The answer to number 8 is; a = 0.6 m/s², the car's acceleration is in the positive (uphill) direction
The answer to number 9; is; -0.275 m/s². The negative sign indicates that Rohith's acceleration acceleration is in the opposite direction of his initial velocity.
8. To find the car's average acceleration, use the equation below for acceleration:
a = vf - vi / t
Where:
a is the acceleration
vf is the final velocity (4.5 m/s uphill)
vi is the initial velocity (-3.0 m/s downhill, but since uphill is chosen as the positive direction, it's -(-3.0) m/s, which becomes +3.0 m/s)
t is the time (2.5 s)
Input the values and calculate:
a = 4.5 m/s - 3.0 m/s / 2.5 s
a = 1.5 m/s / 2.5 s
a = 0.6 m/s²
Therefore, the car's average acceleration is 0.6 m/s² in the positive (uphill) direction.

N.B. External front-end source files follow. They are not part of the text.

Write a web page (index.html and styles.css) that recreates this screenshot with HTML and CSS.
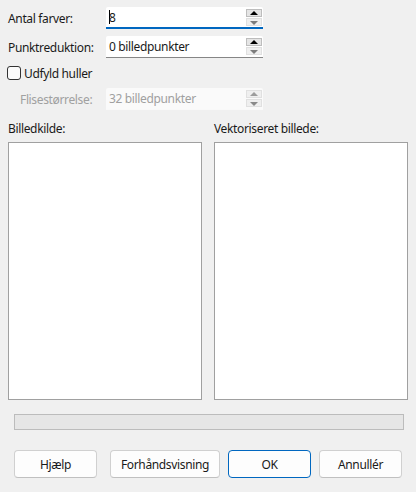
FILE: index.html
```html
<!DOCTYPE html>
<html lang="da">
<head>
<meta charset="utf-8">
<link rel="stylesheet" href="styles.css">
</head>
<body>
<div class="dialog">
  <div class="row r1">
    <span class="label">Antal farver:</span>
    <div class="field focused">
      <div class="text"><span class="caret"></span>8</div>
      <div class="spin"><span class="up"></span><span class="down"></span></div>
    </div>
  </div>
  <div class="row r2">
    <span class="label">Punktreduktion:</span>
    <div class="field">
      <div class="text">0 billedpunkter</div>
      <div class="spin"><span class="up"></span><span class="down"></span></div>
    </div>
  </div>
  <label class="check">
    <span class="box"></span>
    <span>Udfyld huller</span>
  </label>
  <div class="row r4 disabled">
    <span class="label indent">Flisestørrelse:</span>
    <div class="field">
      <div class="text">32 billedpunkter</div>
      <div class="spin"><span class="up"></span><span class="down"></span></div>
    </div>
  </div>
  <div class="panes">
    <div class="pane">
      <div class="pane-label">Billedkilde:</div>
      <div class="pane-box"></div>
    </div>
    <div class="pane">
      <div class="pane-label">Vektoriseret billede:</div>
      <div class="pane-box"></div>
    </div>
  </div>
  <div class="progress"></div>
  <div class="buttons">
    <button class="btn b-help">Hjælp</button>
    <button class="btn b-prev">Forhåndsvisning</button>
    <button class="btn b-ok">OK</button>
    <button class="btn b-cancel">Annullér</button>
  </div>
</div>
</body>
</html>
```

FILE: styles.css
```css
html, body {
  margin: 0;
  padding: 0;
  background: #f0f0f0;
}
.dialog {
  width: 416px;
  height: 492px;
  box-sizing: border-box;
  padding: 7px 8px 0 8px;
  font-family: "Noto Sans", sans-serif;
  font-size: 12px;
  letter-spacing: -0.35px;
  color: #1a1a1a;
  display: flex;
  flex-direction: column;
}
.row {
  display: flex;
  align-items: center;
  height: 22px;
}
.r2 { margin-top: 7px; }
.r4 { margin-top: 7px; }
.label {
  width: 98px;
  flex: none;
}
.label.indent { padding-left: 12px; box-sizing: border-box; }
.field {
  width: 157px;
  height: 22px;
  box-sizing: border-box;
  background: #fff;
  display: flex;
  border-bottom: 1px solid #868686;
  border-radius: 2px 2px 0 0;
}
.field.focused { border-bottom: 2px solid #0067c0; }
.disabled .field { border-bottom: 1px solid #f9f9f9; background: #fafafa; }
.disabled { color: #a0a0a0; }
.text {
  flex: 1;
  display: flex;
  align-items: center;
  padding-left: 3px;
}
.caret {
  display: inline-block;
  width: 1px;
  height: 14px;
  background: #000;
  margin-right: -1px;
}
.spin {
  width: 16px;
  margin-right: 1px;
  display: flex;
  flex-direction: column;
  padding-top: 2px;
  gap: 1px;
}
.spin span {
  height: 8px;
  box-sizing: border-box;
  position: relative;
  background: #e5e5e5;
  border: 1px solid #bdbdbd;
}
.spin .down {
  background: #efefef;
  border-color: #e0e0e0;
}
.spin span::after {
  content: "";
  position: absolute;
  left: 3px;
  top: 1px;
  border-left: 4px solid transparent;
  border-right: 4px solid transparent;
}
.spin .up::after {
  border-bottom: 4px solid #000;
}
.spin .down::after {
  top: 2px;
  border-top: 4px solid #7c7c7c;
}
.disabled .spin .up { border-color: #e0e0e0; background: #efefef; }
.disabled .spin .up::after { border-bottom-color: #9c9c9c; }
.disabled .spin .down::after { border-top-color: #8a8a8a; }
.check {
  display: flex;
  align-items: center;
  margin-top: 7px;
  height: 16px;
  margin-left: -1px;
}
.check .box {
  width: 14px;
  height: 14px;
  box-sizing: border-box;
  border: 1px solid #333;
  border-radius: 3px;
  background: #fbfbfb;
  margin-right: 3px;
}
.panes {
  display: flex;
  gap: 12px;
  margin-top: 11px;
}
.pane {
  width: 194px;
  display: flex;
  flex-direction: column;
}
.pane-label {
  height: 16px;
  line-height: 16px;
  margin-bottom: 5px;
}
.pane-box {
  height: 258px;
  box-sizing: border-box;
  background: #fff;
  border: 1px solid #a0a0a0;
}
.progress {
  margin: 14px 4px 0 6px;
  height: 16px;
  box-sizing: border-box;
  background: #e6e6e6;
  border: 1px solid #bcbcbc;
}
.buttons {
  display: flex;
  margin-top: 20px;
  padding-left: 6px;
}
.btn {
  height: 28px;
  box-sizing: border-box;
  background: #fdfdfd;
  border: 1px solid #d0d0d0;
  border-bottom-color: #c0c0c0;
  border-radius: 4px;
  font-family: inherit;
  font-size: 12px;
  letter-spacing: inherit;
  color: #1a1a1a;
  padding: 0;
}
.b-help { width: 83px; }
.b-prev { width: 110px; margin-left: 13px; }
.b-ok { width: 83px; margin-left: 8px; border: 1px solid #0067c0; }
.b-cancel { width: 83px; margin-left: 8px; }
```
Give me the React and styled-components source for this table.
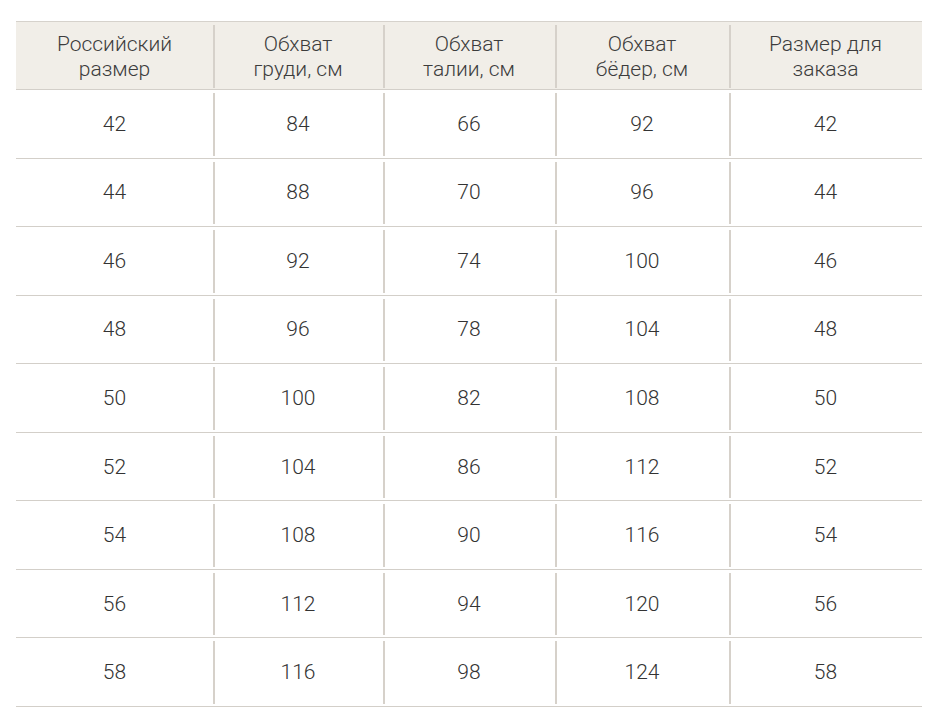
import React from "react";
import styled, { createGlobalStyle } from "styled-components";

const Global = createGlobalStyle`
  html, body { margin: 0; padding: 0; background: #ffffff; }
  body { font-family: Roboto, "Noto Sans", "Liberation Sans", sans-serif; }
`;

const Page = styled.div`
  padding: 21px 0 0 16px;
`;

const Table = styled.div`
  width: 906px;
  border-top: 1px solid #d6d2cc;
`;

const Row = styled.div`
  display: grid;
  grid-template-columns: 197px 170px 172px 174px 1fr;
  box-sizing: border-box;
  height: ${(p) => (p.$head ? "68px" : "68.56px")};
  background: ${(p) => (p.$head ? "#f1eee8" : "#ffffff")};
  border-bottom: 1px solid #d3cfc9;
`;

const Cell = styled.div`
  display: flex;
  align-items: center;
  justify-content: center;
  text-align: center;
  margin: ${(p) => (p.$head ? "3px 0 1px" : "3px 0 2px")};
  padding-right: ${(p) => (p.$first ? "0" : "2px")};
  border-left: ${(p) => (p.$first ? "none" : "2px solid #d6d1ca")};
  font-size: 21px;
  font-weight: 300;
  line-height: 25px;
  color: ${(p) => (p.$head ? "#3c3c3c" : "#333333")};
`;

const heads = [
  ["Российский", "размер"],
  ["Обхват", "груди, см"],
  ["Обхват", "талии, см"],
  ["Обхват", "бёдер, см"],
  ["Размер для", "заказа"],
];

const data = [
  [42, 84, 66, 92, 42],
  [44, 88, 70, 96, 44],
  [46, 92, 74, 100, 46],
  [48, 96, 78, 104, 48],
  [50, 100, 82, 108, 50],
  [52, 104, 86, 112, 52],
  [54, 108, 90, 116, 54],
  [56, 112, 94, 120, 56],
  [58, 116, 98, 124, 58],
];

export default function App() {
  return (
    <Page>
      <Global />
      <Table>
        <Row $head>
          {heads.map((h, i) => (
            <Cell key={i} $head $first={i === 0}>
              {h[0]}
              <br />
              {h[1]}
            </Cell>
          ))}
        </Row>
        {data.map((r, ri) => (
          <Row key={ri}>
            {r.map((v, i) => (
              <Cell key={i} $first={i === 0}>
                {v}
              </Cell>
            ))}
          </Row>
        ))}
      </Table>
    </Page>
  );
}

9. To find Rohith's average acceleration during the 10.0 seconds, use the formula below for acceleration:
a = vf - vi / t
Where:
a is the acceleration.
vf is the final velocity (0.75 m/s).
vi is the initial velocity (3.5 m/s).
t is the time (10.0 s).
Input the values:
a = 0.75 m/s - 3.5 m/s / 10.0 s
a = -2.75 m/s / 10.0 s
a = -0.275 m/s²
Rohith's average acceleration during the 10.0 seconds is -0.275 m/s². The negative sign indicates that his acceleration is in the opposite direction of his initial velocity.